Celui des oligopoles qui ont eu la peau des lois anti-trust. Et qui sont désormais si gros, si importants, si titanesques, si tentaculaires, rendant obsolète le principe de concurrence, gouvernant à la place des gouvernements et des Etats, influençant tout, qu’il est inimaginable et finalement non-souhaitable (comble, la perversité, de la chose) de les voir s’écrouler. Too Big to fail.
Le quatrième pouvoir est maintenant celui de l’impouvoir, qui n’est pas seulement celui de l’impuissance. Pire, de la renonciation et de la collaboration. Mais celui de l’inerte, de l’inopérant. La mort. Encore que, dans bien de croyances la mort n’est pas le néant. Le journalisme lui n’a pas cette chance.

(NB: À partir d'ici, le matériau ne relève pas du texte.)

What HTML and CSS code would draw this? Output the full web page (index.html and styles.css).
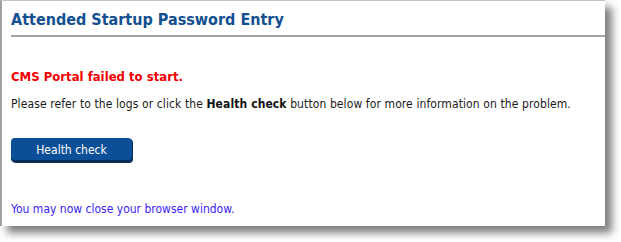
FILE: index.html
```html
<!DOCTYPE html>
<html lang="en">
<head>
    <meta charset="UTF-8">
    <title>Attended Startup Password Entry</title>
    <link rel="stylesheet" href="styles.css">
</head>
<body>
    <div class="panel">
        <h1>Attended Startup Password Entry</h1>
        <div class="error">CMS Portal failed to start.</div>
        <p class="info">Please refer to the logs or click the <b>Health check</b> button below for more information on the problem.</p>
        <button class="btn" type="button">Health check</button>
        <p class="close">You may now close your browser window.</p>
    </div>
</body>
</html>
```

FILE: styles.css
```css
html, body {
    height: 100%;
}

body {
    margin: 0;
    padding: 0;
    min-height: 242px;
    background: #fff;
    font-family: "DejaVu Sans Condensed", "DejaVu Sans", Tahoma, sans-serif;
    color: #1a1a1a;
}

.panel {
    width: 605px;
    height: 226px;
    box-sizing: border-box;
    padding: 9px 0 0 9px;
    background: #fff;
    border-left: 2px solid #a0a0a0;
    border-top: 1px solid #c4c4c4;
    box-shadow: 7px 7px 8px rgba(0, 0, 0, 0.5);
    overflow: hidden;
}

h1 {
    margin: 0;
    padding: 0 0 5px 0;
    font-size: 16px;
    color: #134f91;
    border-bottom: 2px solid #a3a3a3;
    line-height: 20px;
}

.error {
    margin-top: 32px;
    font-size: 13px;
    font-weight: bold;
    color: #f00000;
}

.info {
    margin: 13px 0 0 0;
    font-size: 12px;
    letter-spacing: 0.1px;
}

.info b {
    color: #111;
}

.btn {
    display: block;
    margin-top: 27px;
    width: 121px;
    height: 24px;
    padding: 0;
    border: none;
    border-radius: 4px;
    background: #0c4f99;
    box-shadow: inset 0 -2px 0 #072a52, 1px 1px 0 #0a2c55;
    color: #fff;
    font-family: "DejaVu Sans Condensed", "DejaVu Sans", Tahoma, sans-serif;
    font-size: 12px;
}

.close {
    margin: 40px 0 0 0;
    font-size: 12px;
    color: #3a1ef0;
}
```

Ici, il me paraît qu’on peut risquer le concept (mais s’agit-il d’un concept ?) d’impouvoir. Ni un contre-pouvoir, ni même une absence de pouvoir, mais ce qui intervient lorsque la description d’un phénomène peut ou même doit se dispenser du concept du pouvoir, parce que celui-ci s’avère, à l’usage, inopérant.
L’impouvoir ne commence pas là où l’on s’oppose au pouvoir, mais là où finit, dans la description des phénomènes mettant en scène des ego, la pertinence rationnelle de son concept.
Jean-Luc Marion, « L’impouvoir », Revue de métaphysique et de morale 4/2008 (n° 60), p. 439-445
A part son cadavre zombifié, que reste-t-il du journalisme? Quelques irréductibles villages gaulois, disparates, rentrés dans le maquis, survivant bien difficilement dans un contexte économiquement tendu, dans un environnement hautement concurrentiel. Il reste quelques journalistes dévoués qui incarnent sans que rien ne leur soit épargnés la noblesse du métier.
Quelques citoyens qui comme le faisait en 2003 Ignacio Ramonet appelle à la résurgence et à l’établissement d’un Cinquième pouvoir qui serait celui de la force civique citoyenne, contraire au système médiatique actuel dominant qui s’associe décomplexe à cette espèce de démocratie de contrôle qui protège les puissances de l’argent et agit contre le peuple.
Celle qui vilipende l’ouvrier, le prolétaire, le précariat, qui s’émeut du sort des banksters, de ses richissimes propriétaires et autres financiers. La démocratie de contrôle et la guerre sale médiatique qui dynamite toute tentative de modification de la hiérarchie sociale et l’inégalité de la richesse par des campagnes intensifs de désinformation, de distraction, de spectacle dans lesquels l’émotion tue le factuel, le factuel cesse d’être neutre pour servir un discours (journalistique) d’opinion, orienté, biaisé, sans éthique.
Multiplication des chroniqueurs, des éditorialistes, saturation du fait divers, de la petite phrase, de l’insignifiante chicane ou de l’inutile vedette ou mise en vedette du rien du tout.
Les politiques qui possèdent des empires médiatiques, des empires médiatiques qui s’achètent des politiques, des journalistes qui se vendent au marketing de contenu, des salles de rédaction qui font preuve de la même démagogie que les parlementaires, le journalisme en crise qui justifie la damnation de son âme par l’instinct de survie.
Sauf qu’il ne survit même plus. Et il est foutu. Et c’est peut-être la seule grande nouvelle du jour.